**What you are asked to do**
Read through the data and report every line in which the word "this" occurs.
****************************************
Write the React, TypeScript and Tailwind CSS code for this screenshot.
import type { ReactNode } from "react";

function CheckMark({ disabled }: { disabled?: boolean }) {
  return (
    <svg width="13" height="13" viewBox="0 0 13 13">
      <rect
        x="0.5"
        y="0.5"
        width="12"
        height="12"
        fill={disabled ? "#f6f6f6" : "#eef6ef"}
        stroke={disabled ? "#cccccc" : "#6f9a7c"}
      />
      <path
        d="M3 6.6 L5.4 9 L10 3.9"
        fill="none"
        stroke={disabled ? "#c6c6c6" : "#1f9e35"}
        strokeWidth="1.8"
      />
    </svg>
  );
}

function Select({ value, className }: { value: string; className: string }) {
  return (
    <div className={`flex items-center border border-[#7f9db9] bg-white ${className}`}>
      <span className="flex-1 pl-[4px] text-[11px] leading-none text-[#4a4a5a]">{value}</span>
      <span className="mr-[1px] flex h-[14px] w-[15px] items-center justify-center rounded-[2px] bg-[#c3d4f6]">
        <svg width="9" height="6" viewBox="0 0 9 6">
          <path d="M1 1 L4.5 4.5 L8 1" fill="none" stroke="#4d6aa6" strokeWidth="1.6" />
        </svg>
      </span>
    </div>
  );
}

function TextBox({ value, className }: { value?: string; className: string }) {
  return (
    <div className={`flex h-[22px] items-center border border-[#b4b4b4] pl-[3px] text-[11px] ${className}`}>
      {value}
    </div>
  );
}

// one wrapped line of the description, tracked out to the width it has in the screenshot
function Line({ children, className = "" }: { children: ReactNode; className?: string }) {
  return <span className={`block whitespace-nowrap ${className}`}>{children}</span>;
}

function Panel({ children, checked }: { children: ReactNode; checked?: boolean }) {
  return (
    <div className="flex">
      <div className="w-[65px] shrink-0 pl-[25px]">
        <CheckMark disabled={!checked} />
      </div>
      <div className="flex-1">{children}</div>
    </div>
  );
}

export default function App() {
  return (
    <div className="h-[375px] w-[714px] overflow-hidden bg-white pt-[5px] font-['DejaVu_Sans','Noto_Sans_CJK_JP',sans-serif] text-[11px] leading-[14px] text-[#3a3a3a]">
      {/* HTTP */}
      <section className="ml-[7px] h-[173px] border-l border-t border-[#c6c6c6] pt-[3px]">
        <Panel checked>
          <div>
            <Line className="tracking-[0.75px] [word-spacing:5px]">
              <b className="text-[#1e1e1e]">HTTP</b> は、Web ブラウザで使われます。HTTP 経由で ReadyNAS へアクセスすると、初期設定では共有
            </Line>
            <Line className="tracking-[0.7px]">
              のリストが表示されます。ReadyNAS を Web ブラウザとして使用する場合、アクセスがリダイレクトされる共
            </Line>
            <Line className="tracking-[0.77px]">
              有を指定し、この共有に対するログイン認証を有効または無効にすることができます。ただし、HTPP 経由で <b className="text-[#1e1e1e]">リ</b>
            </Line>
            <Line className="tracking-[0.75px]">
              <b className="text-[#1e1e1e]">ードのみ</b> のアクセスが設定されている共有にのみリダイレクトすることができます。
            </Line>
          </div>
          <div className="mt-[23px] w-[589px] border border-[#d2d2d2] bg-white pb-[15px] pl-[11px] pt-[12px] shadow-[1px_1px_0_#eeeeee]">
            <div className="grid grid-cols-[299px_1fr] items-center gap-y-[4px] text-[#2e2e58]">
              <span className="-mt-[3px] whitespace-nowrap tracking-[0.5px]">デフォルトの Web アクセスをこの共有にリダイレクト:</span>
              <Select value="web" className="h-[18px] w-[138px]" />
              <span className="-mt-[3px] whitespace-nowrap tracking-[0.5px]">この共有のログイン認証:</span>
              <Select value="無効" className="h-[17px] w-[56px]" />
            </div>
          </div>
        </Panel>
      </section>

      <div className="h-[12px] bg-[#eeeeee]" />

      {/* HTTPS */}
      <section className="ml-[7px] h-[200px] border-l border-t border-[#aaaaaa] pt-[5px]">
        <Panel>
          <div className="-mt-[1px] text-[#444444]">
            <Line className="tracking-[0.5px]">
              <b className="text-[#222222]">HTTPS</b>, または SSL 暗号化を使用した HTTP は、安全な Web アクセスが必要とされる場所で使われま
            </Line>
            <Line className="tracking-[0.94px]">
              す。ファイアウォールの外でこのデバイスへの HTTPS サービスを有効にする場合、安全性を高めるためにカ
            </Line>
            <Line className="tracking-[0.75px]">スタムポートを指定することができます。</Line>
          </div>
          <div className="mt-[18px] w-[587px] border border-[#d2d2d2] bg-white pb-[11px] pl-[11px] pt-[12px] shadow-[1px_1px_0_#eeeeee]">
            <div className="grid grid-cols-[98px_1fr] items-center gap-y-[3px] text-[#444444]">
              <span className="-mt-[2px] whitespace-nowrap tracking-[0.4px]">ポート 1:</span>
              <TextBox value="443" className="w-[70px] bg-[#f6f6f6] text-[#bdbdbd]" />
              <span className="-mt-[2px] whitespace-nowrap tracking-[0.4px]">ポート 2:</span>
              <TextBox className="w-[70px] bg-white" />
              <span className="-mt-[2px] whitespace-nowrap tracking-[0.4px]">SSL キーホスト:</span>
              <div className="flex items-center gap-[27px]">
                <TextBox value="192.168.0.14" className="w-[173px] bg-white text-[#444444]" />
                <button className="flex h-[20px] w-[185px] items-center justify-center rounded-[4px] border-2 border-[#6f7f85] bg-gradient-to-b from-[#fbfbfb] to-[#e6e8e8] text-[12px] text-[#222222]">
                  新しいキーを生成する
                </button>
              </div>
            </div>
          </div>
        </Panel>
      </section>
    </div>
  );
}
****************************************
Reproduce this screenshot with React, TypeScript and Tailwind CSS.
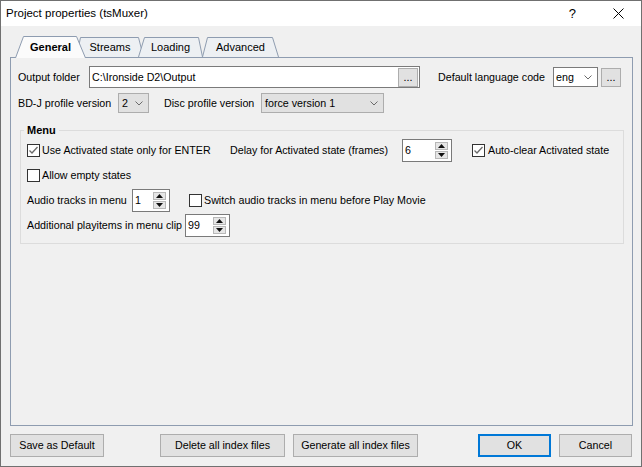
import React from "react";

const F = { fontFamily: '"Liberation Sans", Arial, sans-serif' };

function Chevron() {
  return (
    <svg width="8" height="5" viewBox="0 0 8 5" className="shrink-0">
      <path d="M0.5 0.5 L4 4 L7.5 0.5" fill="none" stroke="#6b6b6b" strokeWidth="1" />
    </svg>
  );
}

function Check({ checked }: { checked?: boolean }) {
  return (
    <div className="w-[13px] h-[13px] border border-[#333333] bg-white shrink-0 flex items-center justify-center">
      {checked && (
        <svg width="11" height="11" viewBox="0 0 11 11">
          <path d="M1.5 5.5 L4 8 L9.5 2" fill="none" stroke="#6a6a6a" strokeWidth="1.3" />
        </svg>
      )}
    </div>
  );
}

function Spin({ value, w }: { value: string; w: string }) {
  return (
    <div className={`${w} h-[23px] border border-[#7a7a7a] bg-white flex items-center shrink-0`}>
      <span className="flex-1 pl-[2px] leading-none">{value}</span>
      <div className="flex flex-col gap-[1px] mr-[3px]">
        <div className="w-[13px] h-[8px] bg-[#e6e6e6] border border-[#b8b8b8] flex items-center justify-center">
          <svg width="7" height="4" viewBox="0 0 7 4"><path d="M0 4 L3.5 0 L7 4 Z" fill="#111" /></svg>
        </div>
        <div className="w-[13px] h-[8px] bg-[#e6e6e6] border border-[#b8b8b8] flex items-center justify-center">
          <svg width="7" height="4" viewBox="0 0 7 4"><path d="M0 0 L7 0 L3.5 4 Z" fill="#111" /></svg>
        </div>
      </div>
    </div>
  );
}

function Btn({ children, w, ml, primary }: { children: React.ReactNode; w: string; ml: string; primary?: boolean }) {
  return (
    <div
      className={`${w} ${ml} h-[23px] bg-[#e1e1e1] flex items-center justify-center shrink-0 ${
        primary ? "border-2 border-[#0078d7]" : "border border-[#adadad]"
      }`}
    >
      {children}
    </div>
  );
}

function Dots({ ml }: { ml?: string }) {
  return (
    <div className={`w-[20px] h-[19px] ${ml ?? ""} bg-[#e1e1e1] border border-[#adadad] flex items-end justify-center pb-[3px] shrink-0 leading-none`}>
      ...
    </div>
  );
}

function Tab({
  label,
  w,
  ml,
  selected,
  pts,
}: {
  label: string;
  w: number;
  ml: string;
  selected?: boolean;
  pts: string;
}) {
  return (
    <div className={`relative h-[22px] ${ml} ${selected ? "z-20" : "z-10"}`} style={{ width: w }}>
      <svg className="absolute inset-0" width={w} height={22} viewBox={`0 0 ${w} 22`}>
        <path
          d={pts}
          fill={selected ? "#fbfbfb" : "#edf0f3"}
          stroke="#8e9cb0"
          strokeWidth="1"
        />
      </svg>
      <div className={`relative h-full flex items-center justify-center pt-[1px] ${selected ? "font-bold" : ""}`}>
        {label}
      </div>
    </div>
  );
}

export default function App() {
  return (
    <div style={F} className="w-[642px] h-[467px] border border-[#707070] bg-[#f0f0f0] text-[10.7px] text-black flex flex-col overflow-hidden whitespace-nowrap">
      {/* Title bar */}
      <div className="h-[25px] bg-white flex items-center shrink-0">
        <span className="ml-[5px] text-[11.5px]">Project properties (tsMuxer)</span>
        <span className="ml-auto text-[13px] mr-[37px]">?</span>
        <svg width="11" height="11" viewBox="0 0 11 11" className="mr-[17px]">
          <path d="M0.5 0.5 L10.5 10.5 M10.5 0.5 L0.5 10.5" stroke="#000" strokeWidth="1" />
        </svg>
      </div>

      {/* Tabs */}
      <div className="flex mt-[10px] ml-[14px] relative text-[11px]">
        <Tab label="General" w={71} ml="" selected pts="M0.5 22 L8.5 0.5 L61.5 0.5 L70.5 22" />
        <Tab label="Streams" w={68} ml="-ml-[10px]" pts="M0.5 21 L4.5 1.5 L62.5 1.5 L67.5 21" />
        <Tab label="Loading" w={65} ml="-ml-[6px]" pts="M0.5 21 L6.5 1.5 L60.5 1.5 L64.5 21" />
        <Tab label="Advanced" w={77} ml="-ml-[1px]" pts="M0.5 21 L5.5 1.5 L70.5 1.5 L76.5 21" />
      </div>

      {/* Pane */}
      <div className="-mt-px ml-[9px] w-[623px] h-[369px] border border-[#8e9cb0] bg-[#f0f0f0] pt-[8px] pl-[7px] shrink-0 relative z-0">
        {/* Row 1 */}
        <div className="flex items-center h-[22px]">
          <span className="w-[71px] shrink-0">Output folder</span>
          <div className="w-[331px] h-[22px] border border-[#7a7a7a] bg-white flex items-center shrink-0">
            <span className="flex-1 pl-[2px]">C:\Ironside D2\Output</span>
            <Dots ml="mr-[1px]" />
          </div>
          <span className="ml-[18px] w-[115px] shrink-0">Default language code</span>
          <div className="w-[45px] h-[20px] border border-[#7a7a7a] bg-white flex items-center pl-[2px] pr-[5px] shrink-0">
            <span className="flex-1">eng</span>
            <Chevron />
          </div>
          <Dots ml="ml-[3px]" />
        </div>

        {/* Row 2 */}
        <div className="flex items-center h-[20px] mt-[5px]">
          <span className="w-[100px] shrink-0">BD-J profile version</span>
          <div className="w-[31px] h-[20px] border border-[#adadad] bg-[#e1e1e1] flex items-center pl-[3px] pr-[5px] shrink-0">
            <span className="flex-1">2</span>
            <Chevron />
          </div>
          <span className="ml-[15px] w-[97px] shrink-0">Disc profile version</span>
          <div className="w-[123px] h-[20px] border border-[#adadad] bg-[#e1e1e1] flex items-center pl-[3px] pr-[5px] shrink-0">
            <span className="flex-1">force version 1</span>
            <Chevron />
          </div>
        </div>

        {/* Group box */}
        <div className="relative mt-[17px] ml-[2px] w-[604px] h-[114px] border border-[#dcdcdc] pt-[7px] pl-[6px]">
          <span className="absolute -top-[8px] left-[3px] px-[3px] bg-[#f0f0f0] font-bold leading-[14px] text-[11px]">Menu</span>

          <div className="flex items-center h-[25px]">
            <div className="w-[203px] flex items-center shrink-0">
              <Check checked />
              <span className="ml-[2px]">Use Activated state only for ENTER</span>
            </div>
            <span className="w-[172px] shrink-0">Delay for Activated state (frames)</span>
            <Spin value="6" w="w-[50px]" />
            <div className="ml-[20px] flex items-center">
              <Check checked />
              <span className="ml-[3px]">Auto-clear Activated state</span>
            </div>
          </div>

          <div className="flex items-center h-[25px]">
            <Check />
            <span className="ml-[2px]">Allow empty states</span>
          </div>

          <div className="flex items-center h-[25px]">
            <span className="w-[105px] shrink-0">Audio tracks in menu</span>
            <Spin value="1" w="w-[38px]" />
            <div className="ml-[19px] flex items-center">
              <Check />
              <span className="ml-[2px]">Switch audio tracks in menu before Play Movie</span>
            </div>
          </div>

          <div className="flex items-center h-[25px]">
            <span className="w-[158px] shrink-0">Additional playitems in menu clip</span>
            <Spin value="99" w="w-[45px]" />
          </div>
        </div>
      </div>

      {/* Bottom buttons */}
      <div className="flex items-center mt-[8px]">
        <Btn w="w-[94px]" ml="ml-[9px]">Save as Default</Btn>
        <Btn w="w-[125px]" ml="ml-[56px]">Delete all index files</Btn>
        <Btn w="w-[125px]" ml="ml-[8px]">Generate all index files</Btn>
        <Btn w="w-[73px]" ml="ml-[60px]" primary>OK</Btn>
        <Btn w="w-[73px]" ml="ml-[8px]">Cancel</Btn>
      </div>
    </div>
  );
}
****************************************
**Solved exercise**
Write the React, TypeScript and Tailwind CSS code for this screenshot.
Reproduce this screenshot with React, TypeScript and Tailwind CSS.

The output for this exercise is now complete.